When fifty years after its nominal establishment in France the metric system was made compulsory, it was not because those who had to measure out commodities over the counter wished to use it, but because the government commanded them to do so, and when it was adopted in Germany under the Bismarckian regime we may be sure that the opinions of shop-keepers were not asked. Similarly elsewhere, its adoption has resulted from the official will and not from the popular will.

The gradual adoption of the metric system by countries of all degrees of civilisation from Germany and Italy to Venezuela or Haïti, has not been from any desire of the people of those countries for it, except an infinitely small minority of scientists who desire that the whole world should use the system found convenient in international scientific reports, and a somewhat larger proportion of enthusiasts with high and unpractical cosmopolitan ideals. Many also acquiesce from the same motive which induces people to buy a well-advertised and puffed article instead of one to which they had been accustomed and had found satisfactory. They undergo the contagion to which the crowd-mind is so subject.
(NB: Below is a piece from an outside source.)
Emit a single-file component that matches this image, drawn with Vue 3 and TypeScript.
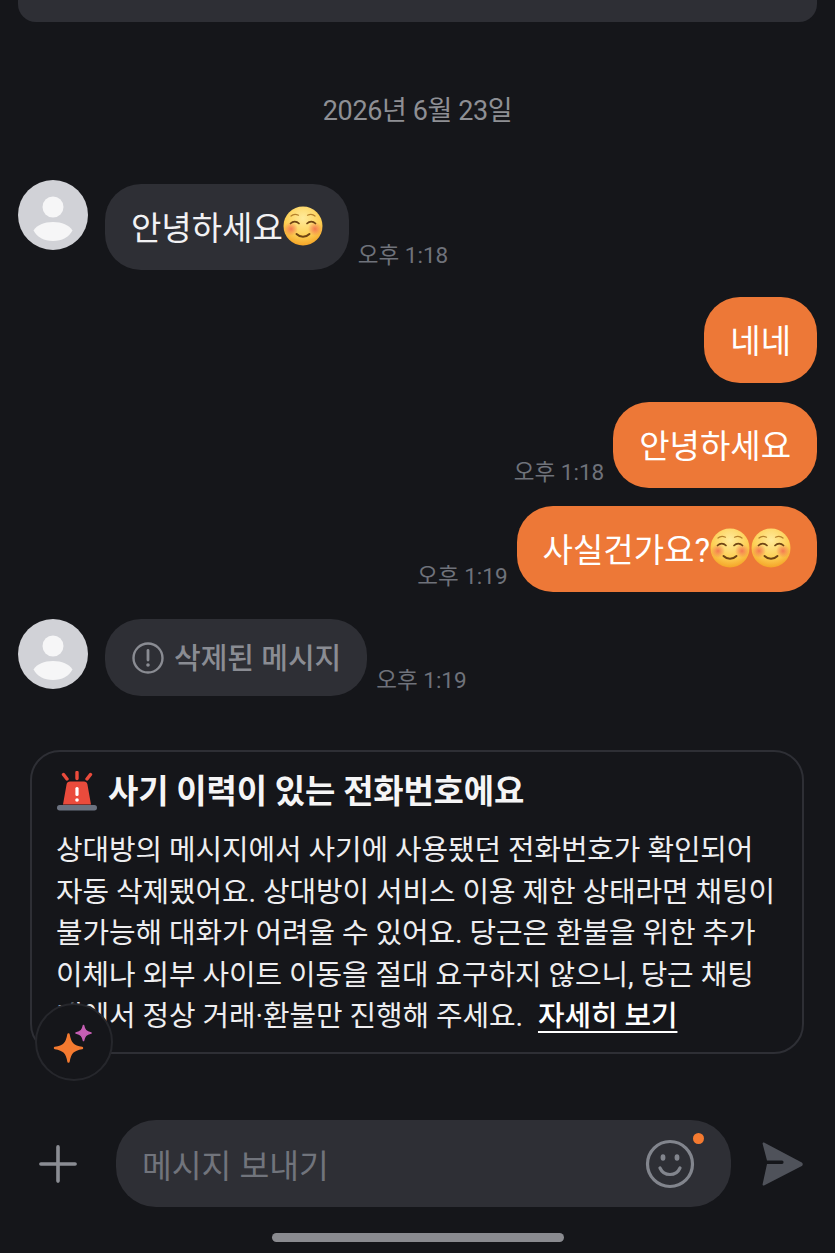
<script setup lang="ts">
// Lines of the warning notice, kept apart so the breaks match the reference.
const noticeLines: string[] = [
  '상대방의 메시지에서 사기에 사용됐던 전화번호가 확인되어',
  '자동 삭제됐어요. 상대방이 서비스 이용 제한 상태라면 채팅이',
  '불가능해 대화가 어려울 수 있어요. 당근은 환불을 위한 추가',
  '이체나 외부 사이트 이동을 절대 요구하지 않으니, 당근 채팅',
]
</script>

<template>
  <div class="page">
    <div class="top-card"></div>

    <div class="date">2026년 6월 23일</div>

    <div class="row row-first">
      <svg class="avatar" viewBox="0 0 70 70">
        <circle cx="35" cy="35" r="35" fill="#d1d2d7" />
        <circle cx="35" cy="27" r="10.5" fill="#f6f6f7" />
        <path d="M15.5 50.5C19 45 26 42 35 42s16 3 19.5 8.5C51 57 44 61 35 61s-16-4-19.5-10.5z" fill="#f6f6f7" />
      </svg>
      <div class="bubble theirs first-bubble">
        <span>안녕하세요</span>
        <svg class="emoji" viewBox="0 0 40 40">
          <defs>
            <radialGradient id="face" cx="50%" cy="30%" r="75%">
              <stop offset="0%" stop-color="#ffeb9c" />
              <stop offset="60%" stop-color="#fdd055" />
              <stop offset="100%" stop-color="#f39c1e" />
            </radialGradient>
            <radialGradient id="blush">
              <stop offset="0%" stop-color="#f26a4f" stop-opacity=".85" />
              <stop offset="100%" stop-color="#f26a4f" stop-opacity="0" />
            </radialGradient>
          </defs>
          <circle cx="20" cy="20" r="19.5" fill="url(#face)" />
          <circle cx="8" cy="23" r="7" fill="url(#blush)" />
          <circle cx="32" cy="23" r="7" fill="url(#blush)" />
          <path d="M8 10c2-1.800 5-2 7.500-.8M24.500 9.200c2.500-1.200 5.500-1 7.500.8" fill="none" stroke="#b5802c" stroke-width="1.200" stroke-linecap="round" />
          <path d="M7.500 17.500c2.500-2.600 6-2.600 8.500 0M24 17.500c2.500-2.600 6-2.600 8.500 0" fill="none" stroke="#6e4414" stroke-width="1.700" stroke-linecap="round" />
          <path d="M13.500 28c3.500 3.600 9.500 3.600 13 0" fill="none" stroke="#6e4414" stroke-width="1.900" stroke-linecap="round" />
        </svg>
      </div>
      <span class="time first-time">오후 1:18</span>
    </div>

    <div class="row mine row-ne">
      <div class="bubble own">네네</div>
    </div>

    <div class="row mine row-hello">
      <span class="time">오후 1:18</span>
      <div class="bubble own">안녕하세요</div>
    </div>

    <div class="row mine row-real">
      <span class="time">오후 1:19</span>
      <div class="bubble own">
        <span>사실건가요?</span>
        <svg class="emoji" viewBox="0 0 40 40">
          <circle cx="20" cy="20" r="19.5" fill="url(#face)" />
          <circle cx="8" cy="23" r="7" fill="url(#blush)" />
          <circle cx="32" cy="23" r="7" fill="url(#blush)" />
          <path d="M8 10c2-1.800 5-2 7.500-.8M24.500 9.200c2.500-1.200 5.500-1 7.500.8" fill="none" stroke="#b5802c" stroke-width="1.200" stroke-linecap="round" />
          <path d="M7.500 17.500c2.500-2.600 6-2.600 8.500 0M24 17.500c2.500-2.600 6-2.600 8.500 0" fill="none" stroke="#6e4414" stroke-width="1.700" stroke-linecap="round" />
          <path d="M13.500 28c3.500 3.600 9.500 3.600 13 0" fill="none" stroke="#6e4414" stroke-width="1.900" stroke-linecap="round" />
        </svg>
        <svg class="emoji" viewBox="0 0 40 40">
          <circle cx="20" cy="20" r="19.5" fill="url(#face)" />
          <circle cx="8" cy="23" r="7" fill="url(#blush)" />
          <circle cx="32" cy="23" r="7" fill="url(#blush)" />
          <path d="M8 10c2-1.800 5-2 7.500-.8M24.500 9.200c2.500-1.200 5.500-1 7.500.8" fill="none" stroke="#b5802c" stroke-width="1.200" stroke-linecap="round" />
          <path d="M7.500 17.500c2.500-2.600 6-2.600 8.500 0M24 17.500c2.500-2.600 6-2.600 8.500 0" fill="none" stroke="#6e4414" stroke-width="1.700" stroke-linecap="round" />
          <path d="M13.500 28c3.500 3.600 9.500 3.600 13 0" fill="none" stroke="#6e4414" stroke-width="1.900" stroke-linecap="round" />
        </svg>
      </div>
    </div>

    <div class="row row-deleted">
      <svg class="avatar" viewBox="0 0 70 70">
        <circle cx="35" cy="35" r="35" fill="#d1d2d7" />
        <circle cx="35" cy="27" r="10.5" fill="#f6f6f7" />
        <path d="M15.5 50.5C19 45 26 42 35 42s16 3 19.5 8.5C51 57 44 61 35 61s-16-4-19.5-10.5z" fill="#f6f6f7" />
      </svg>
      <div class="bubble theirs deleted">
        <svg class="alert-icon" viewBox="0 0 32 32">
          <circle cx="16" cy="16" r="14.500" fill="none" stroke="#8a8c93" stroke-width="2.400" />
          <path d="M16 8.500v9.500" stroke="#8a8c93" stroke-width="2.800" stroke-linecap="round" />
          <circle cx="16" cy="23" r="1.800" fill="#8a8c93" />
        </svg>
        <span class="deleted-text">삭제된 메시지</span>
      </div>
      <span class="time deleted-time">오후 1:19</span>
    </div>

    <section class="notice">
      <h2 class="notice-title">
        <svg class="siren" viewBox="0 0 42 42">
          <path d="M7.500 3.500l3.500 4.500M21 1.500v6M34.500 3.500l-3.500 4.500" stroke="#ea4b3c" stroke-width="3.400" stroke-linecap="round" />
          <path d="M14 10.500h14c1.800 0 3 1 3.400 2.800l3.600 20.200H7l3.600-20.200c.4-1.800 1.600-2.800 3.400-2.800z" fill="#ea4b3c" />
          <rect x="19.400" y="16" width="3.200" height="9" rx="1.500" fill="#fff" />
          <circle cx="21" cy="29" r="1.800" fill="#fff" />
          <rect x="1" y="34" width="40" height="5.500" rx="2.700" fill="#6b7280" />
        </svg>
        <span>사기 이력이 있는 전화번호에요</span>
      </h2>
      <p v-for="line in noticeLines" :key="line" class="notice-line">{{ line }}</p>
      <p class="notice-line">내에서 정상 거래·환불만 진행해 주세요.&nbsp;<a class="more">자세히 보기</a></p>

      <button class="spark-button" aria-label="AI">
        <svg width="60" height="60" viewBox="0 0 60 60">
          <path d="M24.500 22.500c1.500 9 4.500 12 13.500 13.500-9 1.500-12 4.500-13.500 13.500C23 40.500 20 37.500 11 36c9-1.500 12-4.500 13.500-13.500z" fill="#f47a30" stroke="#f47a30" stroke-width="2.400" stroke-linejoin="round" />
          <path d="M39.500 13.500c.8 4.500 2.500 6.500 7.500 7.500-5 1-6.700 3-7.500 7.500-.8-4.500-2.500-6.500-7.500-7.500 5-1 6.700-3 7.500-7.500z" fill="#c65fb4" stroke="#c65fb4" stroke-width="1.600" stroke-linejoin="round" />
        </svg>
      </button>
    </section>

    <footer class="composer">
      <svg class="plus" viewBox="0 0 40 40">
        <path d="M20 2v36M2 20h36" stroke="#8b8d94" stroke-width="3.800" stroke-linecap="round" />
      </svg>
      <div class="input">
        <span class="placeholder">메시지 보내기</span>
        <div class="smile-wrap">
          <svg class="smile" viewBox="0 0 50 50">
            <circle cx="25" cy="25" r="22.500" fill="none" stroke="#82858d" stroke-width="3.200" />
            <ellipse cx="18" cy="18.500" rx="2.400" ry="3.300" fill="#82858d" />
            <ellipse cx="32" cy="18.500" rx="2.400" ry="3.300" fill="#82858d" />
            <path d="M15 29c2 4.500 5.500 6.500 10 6.500s8-2 10-6.500" fill="none" stroke="#82858d" stroke-width="3.200" stroke-linecap="round" />
          </svg>
          <i class="dot"></i>
        </div>
      </div>
      <svg class="send" viewBox="0 0 42 46">
        <path d="M3 1.500c-.8-.4-1.600.3-1.400 1.200L6 19.500h15c2 0 2 3.500 0 3.500H6L1.600 43.300c-.2.900.6 1.600 1.400 1.200l37.800-19.600c1.300-.7 1.300-2.700 0-3.400z" fill="#4f525a" />
      </svg>
    </footer>

    <div class="home-bar"></div>
  </div>
</template>

<style scoped>
.page {
  position: relative;
  width: 835px;
  height: 1253px;
  overflow: hidden;
  background: #15161a;
  font-family: Roboto, "Noto Sans CJK KR", sans-serif;
  color: #f2f2f4;
  display: flex;
  flex-direction: column;
}

.top-card {
  height: 22px;
  margin: 0 18px;
  flex-shrink: 0;
  background: #2e2f35;
  border-radius: 0 0 18px 18px;
}

.date {
  margin-top: 67px;
  height: 44px;
  line-height: 44px;
  text-align: center;
  font-size: 27px;
  letter-spacing: -0.4px;
  color: #8e8f94;
  flex-shrink: 0;
}

.row {
  display: flex;
  align-items: flex-start;
  padding: 0 18px;
  flex-shrink: 0;
}

.row-first { margin-top: 47px; }
.row-ne { margin-top: 26px; }
.row-hello { margin-top: 19px; }
.row-real { margin-top: 18px; }
.row-deleted { margin-top: 27px; }

.mine {
  justify-content: flex-end;
  align-items: flex-end;
}

.avatar {
  width: 70px;
  height: 70px;
  flex-shrink: 0;
}

.bubble {
  height: 86px;
  display: flex;
  align-items: center;
  padding: 0 26px 2px;
  border-radius: 36px;
  font-size: 33px;
  box-sizing: border-box;
}

.theirs {
  background: #2e2f35;
  margin-left: 17px;
}

.first-bubble {
  margin-top: 4px;
}

.own {
  background: #ed7837;
  color: #fff;
}

.emoji {
  width: 40px;
  height: 40px;
  flex-shrink: 0;
}

.emoji + .emoji {
  margin-left: 1px;
}

.time {
  font-size: 22.5px;
  line-height: 30px;
  color: #6f727a;
  margin: 0 9px 1px;
  white-space: nowrap;
}

.first-time {
  margin-top: 60px;
}

.deleted {
  height: 77px;
  padding: 0 26px 0 27px;
  color: #8a8c93;
  font-size: 29px;
  font-weight: 500;
  gap: 10px;
}

.deleted-text {
  margin-bottom: 3px;
}

.deleted-time {
  margin-top: 46px;
}

.alert-icon {
  width: 32px;
  height: 32px;
  flex-shrink: 0;
}

.notice {
  position: relative;
  box-sizing: border-box;
  margin: 54px 31px 0 30px;
  height: 304px;
  padding: 16px 0 0 24px;
  border: 2px solid #2e2f35;
  border-radius: 30px;
  flex-shrink: 0;
}

.notice-title {
  display: flex;
  align-items: center;
  gap: 10px;
  margin: 0 0 20px;
  height: 42px;
  font-size: 33px;
  font-weight: 700;
  color: #f5f5f6;
  letter-spacing: -0.2px;
}

.siren {
  width: 42px;
  height: 42px;
  margin-top: 6px;
  flex-shrink: 0;
}

.notice-line {
  margin: 0;
  height: 41.6px;
  line-height: 41.6px;
  font-size: 28.9px;
  letter-spacing: -0.1px;
  color: #eeeef0;
  white-space: nowrap;
}

.more {
  font-weight: 500;
  color: #fff;
  text-decoration: underline;
  text-underline-offset: 5px;
  margin-left: 8px;
}

.spark-button {
  position: absolute;
  left: 3px;
  top: 251px;
  width: 78px;
  height: 78px;
  padding: 0;
  display: flex;
  align-items: center;
  justify-content: center;
  background: #15161a;
  border: 2px solid #26272c;
  border-radius: 50%;
}

.composer {
  display: flex;
  align-items: center;
  margin-top: 66px;
  height: 87px;
  padding-left: 39px;
  flex-shrink: 0;
}

.plus {
  width: 38px;
  height: 38px;
  flex-shrink: 0;
}

.input {
  width: 615px;
  height: 87px;
  margin-left: 39px;
  padding: 0 36px 0 26px;
  box-sizing: border-box;
  display: flex;
  align-items: center;
  justify-content: space-between;
  background: #2e2f35;
  border-radius: 40px;
  flex-shrink: 0;
}

.placeholder {
  font-size: 32.4px;
  color: #71747c;
}

.smile-wrap {
  position: relative;
  width: 50px;
  height: 50px;
}

.smile {
  display: block;
  width: 50px;
  height: 50px;
}

.dot {
  position: absolute;
  left: 48px;
  top: -6px;
  width: 11px;
  height: 11px;
  border-radius: 50%;
  background: #f47a30;
}

.send {
  width: 42px;
  height: 46px;
  margin-left: 30px;
  flex-shrink: 0;
}

.home-bar {
  width: 292px;
  height: 9px;
  margin: 26px auto 0;
  flex-shrink: 0;
  background: #8a8b90;
  border-radius: 5px;
}
</style>

<style>
html, body {
  margin: 0;
  background: #15161a;
}
</style>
In England a few genuine enthusiasts, and many more who have caught the scientific and cosmopolitan craze, take to the metric system as they take to learning Esperanto, and so long as they have not to use the one in business or the other in conversation, their enthusiasm lasts, especially when it affords opportunities for showing themselves friends of science and progress. But when the contagion spreads so wide that it threatens to revolutionise the habits and customs of a nation and its whole manufactures and trade, the danger is most serious.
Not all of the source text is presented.